Enhancement of mechanical and electromagnetic absorbing properties of carbon/glass hybrid composites with a three-dimensional quasi-isotropic braided structure

Abstract

Two carbon/glass hybrid composites with different reinforced structures were designed and their mechanical and electromagnetic absorbing properties (EMAPs) were investigated in this paper. It was found that the tensile, bending, and double-notch shear strength of the three-dimensional (3D) quasi-isotropic (QI)-braided composite were 4.50%, 9.64%, and 14.29% higher than those of the QI-laminated composite, respectively. This was because Z-binder yarns in the 3D QI-braided composite can lock all yarn sets together to bear external stress and inhibit crack propagation in interlamination. The EMAPs of the 3D QI-braided composites were larger than that of the QI-laminated composite in the entire Ku band.
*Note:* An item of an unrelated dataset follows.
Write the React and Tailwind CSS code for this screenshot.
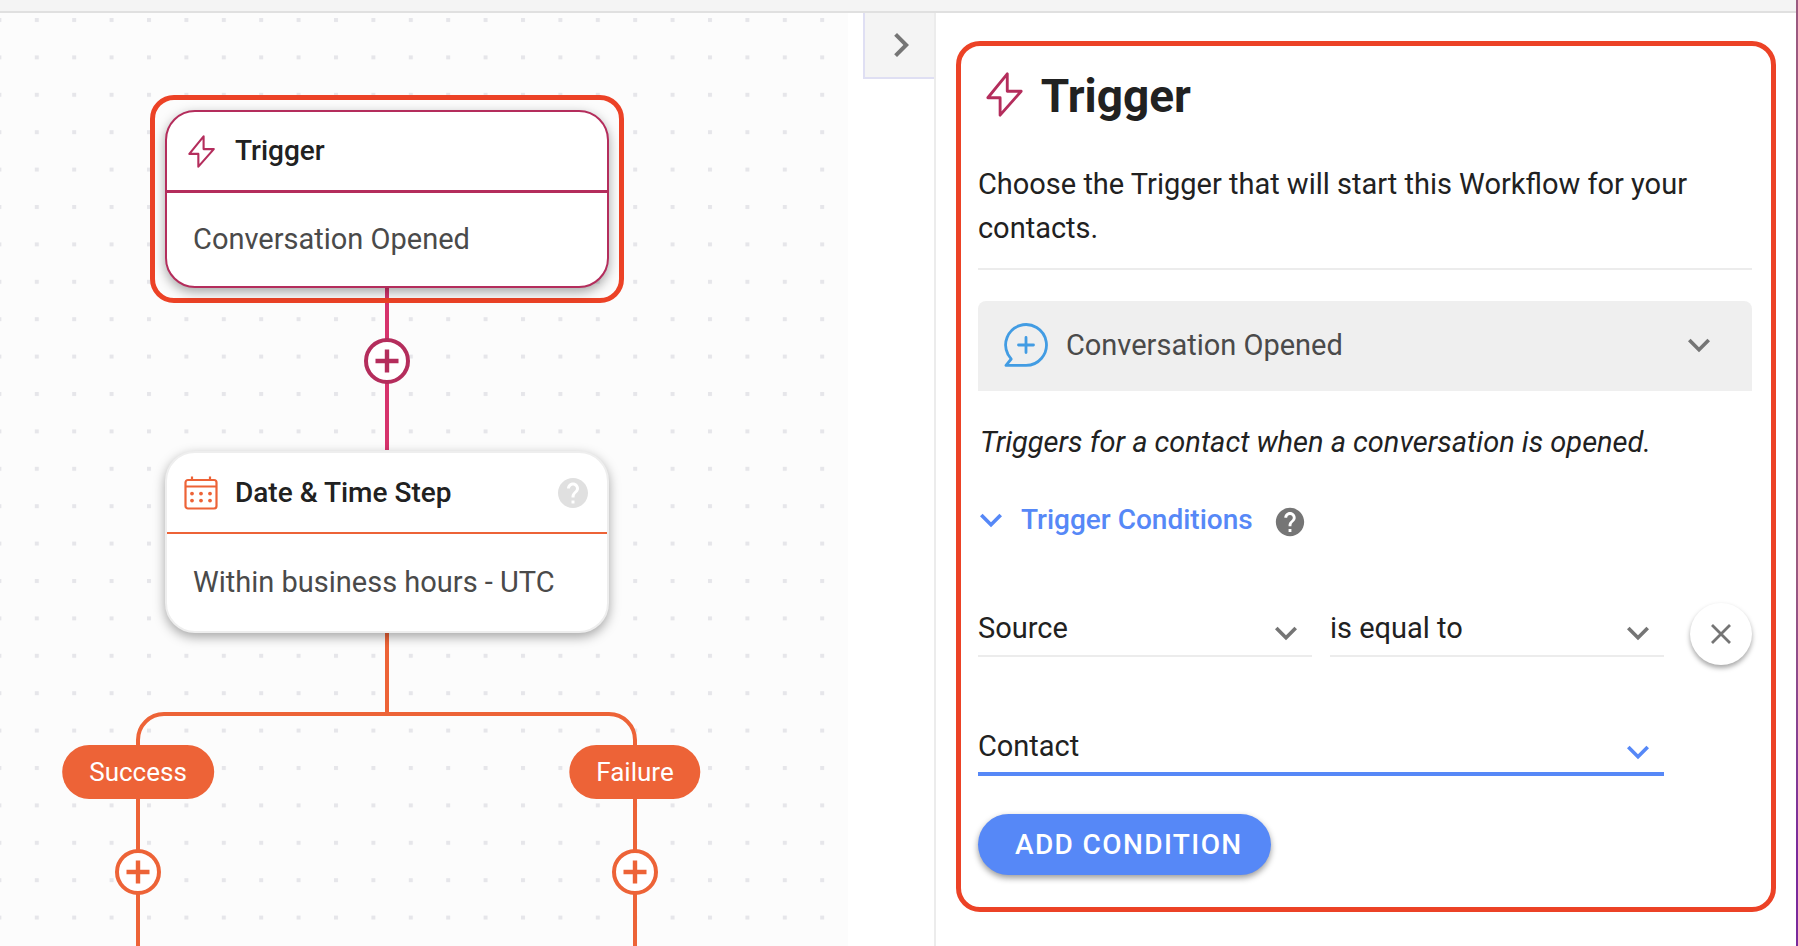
import { useState } from 'react';
import { MdHelp, MdKeyboardArrowDown, MdKeyboardArrowRight } from 'react-icons/md';

const BoltIcon = ({ className }) => (
  <svg viewBox="0 0 36 44" className={className} fill="none" stroke="currentColor" strokeWidth="2.8" strokeLinejoin="round">
    <path d="M20.8 1.8V18.8H34.4L13.8 42.2V25.2H1.8Z" />
  </svg>
);

const CalendarIcon = ({ className }) => (
  <svg viewBox="0 0 34 34" className={className} fill="none" stroke="currentColor" strokeWidth="2.2">
    <rect x="1.5" y="4" width="31" height="28.5" rx="2.5" />
    <path d="M1.5 10.5H32.5M8 .5V4M26 .5V4" />
    <g fill="currentColor" stroke="none">
      {[8, 17, 26].map((x) => (
        <g key={x}>
          <circle cx={x} cy="17.6" r="1.9" />
          <circle cx={x} cy="24.6" r="1.9" />
        </g>
      ))}
    </g>
  </svg>
);

const BubbleIcon = ({ className }) => (
  <svg viewBox="0 0 44 44" className={className} fill="none" stroke="currentColor" strokeWidth="2.8" strokeLinejoin="round" strokeLinecap="round">
    <path d="M2 42.4H22A20.4 20.4 0 1 0 4 31.5L7.2 36Z" />
    <path d="M22 14.5V29.5M14.5 22H29.5" />
  </svg>
);

const PlusIcon = () => (
  <svg viewBox="0 0 24 24" className="size-6" stroke="currentColor" strokeWidth="4.4">
    <path d="M12 .5V23.5M.5 12H23.5" />
  </svg>
);

const CloseIcon = () => (
  <svg viewBox="0 0 20 20" className="size-5" stroke="currentColor" strokeWidth="2.8">
    <path d="M1 1L19 19M19 1L1 19" />
  </svg>
);

// free canvas with the dotted grid and the lines between the nodes
const Connectors = () => (
  <svg className="absolute inset-0 h-full w-full" fill="none" strokeWidth="4">
    <defs>
      <pattern id="dots" x="34.8" y="5" width="37.4" height="37.4" patternUnits="userSpaceOnUse">
        <rect width="4" height="4" fill="#e6e6ea" />
      </pattern>
    </defs>
    <rect width="100%" height="100%" fill="url(#dots)" />
    <path d="M387 272V437" stroke="#d6336c" />
    <g stroke="#ed6337">
      <path d="M387 618V701" />
      <path d="M138 2000V727A26 26 0 0 1 164 701H609A26 26 0 0 1 635 727V2000" />
    </g>
  </svg>
);

function Node({ icon, title, body, help, className, headerClass, bodyClass }) {
  return (
    <div className={`w-[444px] rounded-[30px] border-2 bg-white shadow-[0_4px_12px_rgba(0,0,0,0.35)] ${className}`}>
      <div className={`flex h-[81px] items-center px-4 ${headerClass}`}>
        <span className="flex w-9 justify-center">{icon}</span>
        <h2 className="ml-4 flex-1 text-[28px] font-medium text-[#212121]">{title}</h2>
        {help && (
          <button type="button" aria-label="Help" className="text-[#e0e0e0]">
            <MdHelp className="size-9" />
          </button>
        )}
      </div>
      <p className={`flex items-center px-[26px] text-[29px] text-[#4a4a4a] ${bodyClass}`}>{body}</p>
    </div>
  );
}

const AddButton = ({ className }) => (
  <button
    type="button"
    aria-label="Add step"
    className={`absolute flex size-[46px] -translate-x-1/2 items-center justify-center rounded-full border-4 bg-white ${className}`}
  >
    <PlusIcon />
  </button>
);

const Branch = ({ label, className }) => (
  <div className={`absolute top-[732px] -translate-x-1/2 rounded-full bg-[#ed6337] px-[27px] py-2 text-[26px] leading-[38px] text-white ${className}`}>
    {label}
  </div>
);

function Field({ label, options, active }) {
  return (
    <div className="relative flex-1">
      <select
        aria-label={label}
        className={`block h-[54px] w-full appearance-none bg-transparent pr-12 text-[29px] text-[#212121] outline-none ${
          active ? 'border-b-4 border-[#5688f7]' : 'border-b-2 border-[#ececec]'
        }`}
      >
        {options.map((o) => (
          <option key={o}>{o}</option>
        ))}
      </select>
      <MdKeyboardArrowDown
        className={`pointer-events-none absolute right-1 bottom-0.5 size-11 ${active ? 'text-[#5688f7]' : 'text-[#757575]'}`}
      />
    </div>
  );
}

export default function App() {
  const [panelOpen, setPanelOpen] = useState(true);
  const [showConditions, setShowConditions] = useState(true);

  return (
    <div className="flex min-h-screen bg-white font-[Roboto,sans-serif] text-[#212121]">
      <div className="flex min-w-0 flex-1 flex-col">
        <header className="h-[13px] border-b-2 border-[#e0e0e0] bg-[#f4f4f4]" />

        <div className="flex flex-1">
          {/* Canvas */}
          <main className="relative flex-1 overflow-hidden bg-[#fcfcfc]">
            <Connectors />
            <div className="absolute top-[82px] left-[150px] rounded-3xl border-[5px] border-[#ec4226] p-[10px]">
              <Node
                icon={<BoltIcon className="h-[33px]" />}
                title="Trigger"
                body="Conversation Opened"
                className="border-[#b42d5c] text-[#b42d5c]"
                headerClass="border-b-3 border-[#b42d5c]"
                bodyClass="h-[93px]"
              />
            </div>
            <AddButton className="top-[325px] left-[387px] border-[#b42d5c] text-[#b42d5c]" />
            <Node
              icon={<CalendarIcon className="size-[34px]" />}
              title="Date & Time Step"
              body="Within business hours - UTC"
              help
              className="absolute top-[438px] left-[165px] border-[#eeeeee] text-[#ed6337]"
              headerClass="border-b-2 border-[#ed6337]"
              bodyClass="h-[97px]"
            />
            <Branch label="Success" className="left-[138px]" />
            <Branch label="Failure" className="left-[635px]" />
            <AddButton className="top-[836px] left-[138px] border-[#ed6337] text-[#ed6337]" />
            <AddButton className="top-[836px] left-[635px] border-[#ed6337] text-[#ed6337]" />
          </main>

          <div className="pl-[15px]">
            <button
              type="button"
              aria-label="Toggle panel"
              onClick={() => setPanelOpen(!panelOpen)}
              className="flex h-[66px] w-[71px] items-center justify-center border-b-2 border-l-2 border-[#dfdff3] bg-[#f4f4f4] pl-1 text-[#757575]"
            >
              <MdKeyboardArrowRight className="size-12" />
            </button>
          </div>

          {/* Settings panel */}
          {panelOpen && (
            <aside className="w-[48%] border-l-2 border-[#ececec] pt-7 pr-5 pb-8 pl-5">
              <div className="rounded-3xl border-[5px] border-[#ec4226] pt-4 pr-[19px] pb-8 pl-[17px]">
                <div className="flex h-[68px] items-center pl-2">
                  <BoltIcon className="mb-1 h-[45px] text-[#b42d5c]" />
                  <h1 className="ml-[18px] text-[46px] font-bold">Trigger</h1>
                </div>
                <p className="mt-8 border-b-2 border-[#ececec] pb-[18px] text-[29px] leading-[44px]">
                  Choose the Trigger that will start this Workflow for your contacts.
                </p>

                <div className="relative mt-[31px]">
                  <BubbleIcon className="pointer-events-none absolute top-[22px] left-[26px] size-11 text-[#429ce3]" />
                  <select
                    aria-label="Trigger type"
                    className="block h-[90px] w-full appearance-none rounded-t-lg bg-[#efefef] pr-20 pl-[88px] text-[29px] text-[#4a4a4a] outline-none"
                  >
                    <option>Conversation Opened</option>
                    <option>Conversation Closed</option>
                  </select>
                  <MdKeyboardArrowDown className="pointer-events-none absolute top-[22px] right-[31px] size-11 text-[#757575]" />
                </div>

                <p className="mt-[29px] pl-0.5 text-[29px] leading-[44px] italic">
                  Triggers for a contact when a conversation is opened.
                </p>

                <div className="mt-[33px] flex h-[46px] items-center">
                  <button
                    type="button"
                    aria-expanded={showConditions}
                    onClick={() => setShowConditions(!showConditions)}
                    className="flex items-center text-[28px] font-medium text-[#5688f7]"
                  >
                    <MdKeyboardArrowDown className="-ml-[9px] size-11" />
                    <span className="ml-2">Trigger Conditions</span>
                  </button>
                  <button type="button" aria-label="About conditions" className="ml-5 pt-1 text-[#757575]">
                    <MdHelp className="size-[34px]" />
                  </button>
                </div>

                {showConditions && (
                  <>
                    <div className="mt-[60px] flex items-end gap-[18px]">
                      <Field label="Property" options={['Source', 'Channel']} />
                      <Field label="Operator" options={['is equal to', 'is not equal to']} />
                      <button
                        type="button"
                        aria-label="Remove condition"
                        className="-mb-2 ml-2 flex size-[62px] items-center justify-center rounded-full bg-white text-[#757575] shadow-[0_3px_5px_rgba(0,0,0,0.35)]"
                      >
                        <CloseIcon />
                      </button>
                    </div>
                    <div className="mt-[65px] flex pr-[88px]">
                      <Field label="Value" options={['Contact', 'User']} active />
                    </div>
                    <button
                      type="button"
                      className="mt-[38px] h-[61px] rounded-full bg-[#5688f7] pr-7 pl-[37px] text-[28px] font-medium tracking-wider text-white uppercase shadow-[0_3px_6px_rgba(0,0,0,0.4)]"
                    >
                      Add condition
                    </button>
                  </>
                )}
              </div>
            </aside>
          )}
        </div>
      </div>
      <div className="w-[2px] bg-linear-to-b from-[#9b5a80] from-60% to-[#7a2a9b] to-90%" />
    </div>
  );
}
This was because the Z-directional glass fibers in the 3D QI-braided composite were beneficial for electromagnetic transmission. The uniform arrangement of five sets of yarns (+45°, –45°, 90°, 0°, and Z-yarns) resulted in the 3D QI-braided composites having better QI-EMAPs and QI mechanical properties in plane and outstanding interlayer performance than the traditional carbon fiber laminated composite.